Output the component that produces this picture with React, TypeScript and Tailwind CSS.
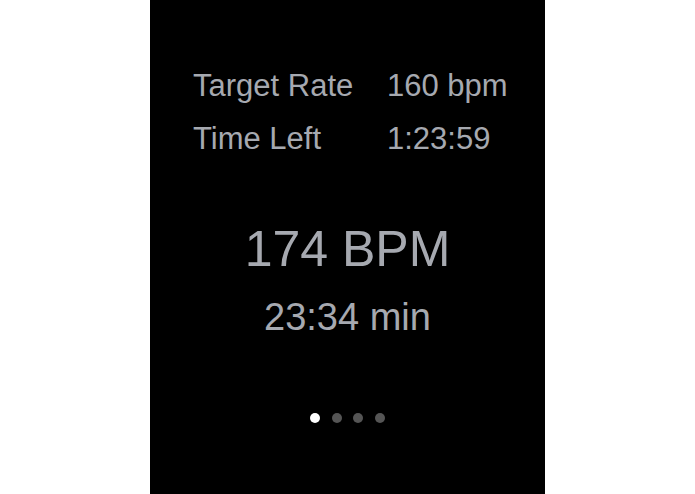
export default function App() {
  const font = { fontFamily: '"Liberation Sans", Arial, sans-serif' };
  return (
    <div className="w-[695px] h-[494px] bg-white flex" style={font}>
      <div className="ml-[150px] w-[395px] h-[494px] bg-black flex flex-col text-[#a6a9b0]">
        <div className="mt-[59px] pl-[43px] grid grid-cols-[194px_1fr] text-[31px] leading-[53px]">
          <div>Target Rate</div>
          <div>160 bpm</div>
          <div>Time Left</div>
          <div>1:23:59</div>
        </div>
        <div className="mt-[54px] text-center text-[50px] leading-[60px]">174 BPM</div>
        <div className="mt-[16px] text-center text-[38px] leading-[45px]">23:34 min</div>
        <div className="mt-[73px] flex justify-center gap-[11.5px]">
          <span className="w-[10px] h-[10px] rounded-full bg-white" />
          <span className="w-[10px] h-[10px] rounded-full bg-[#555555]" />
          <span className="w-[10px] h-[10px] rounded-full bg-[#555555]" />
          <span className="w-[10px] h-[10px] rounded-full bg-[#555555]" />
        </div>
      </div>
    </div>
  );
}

++++++

Exercise task :: Reproduce the listing above exactly, excluding all pictures.

Full response ::
Output the component that produces this picture with React, TypeScript and Tailwind CSS.
export default function App() {
  const font = { fontFamily: '"Liberation Sans", Arial, sans-serif' };
  return (
    <div className="w-[695px] h-[494px] bg-white flex" style={font}>
      <div className="ml-[150px] w-[395px] h-[494px] bg-black flex flex-col text-[#a6a9b0]">
        <div className="mt-[59px] pl-[43px] grid grid-cols-[194px_1fr] text-[31px] leading-[53px]">
          <div>Target Rate</div>
          <div>160 bpm</div>
          <div>Time Left</div>
          <div>1:23:59</div>
        </div>
        <div className="mt-[54px] text-center text-[50px] leading-[60px]">174 BPM</div>
        <div className="mt-[16px] text-center text-[38px] leading-[45px]">23:34 min</div>
        <div className="mt-[73px] flex justify-center gap-[11.5px]">
          <span className="w-[10px] h-[10px] rounded-full bg-white" />
          <span className="w-[10px] h-[10px] rounded-full bg-[#555555]" />
          <span className="w-[10px] h-[10px] rounded-full bg-[#555555]" />
          <span className="w-[10px] h-[10px] rounded-full bg-[#555555]" />
        </div>
      </div>
    </div>
  );
}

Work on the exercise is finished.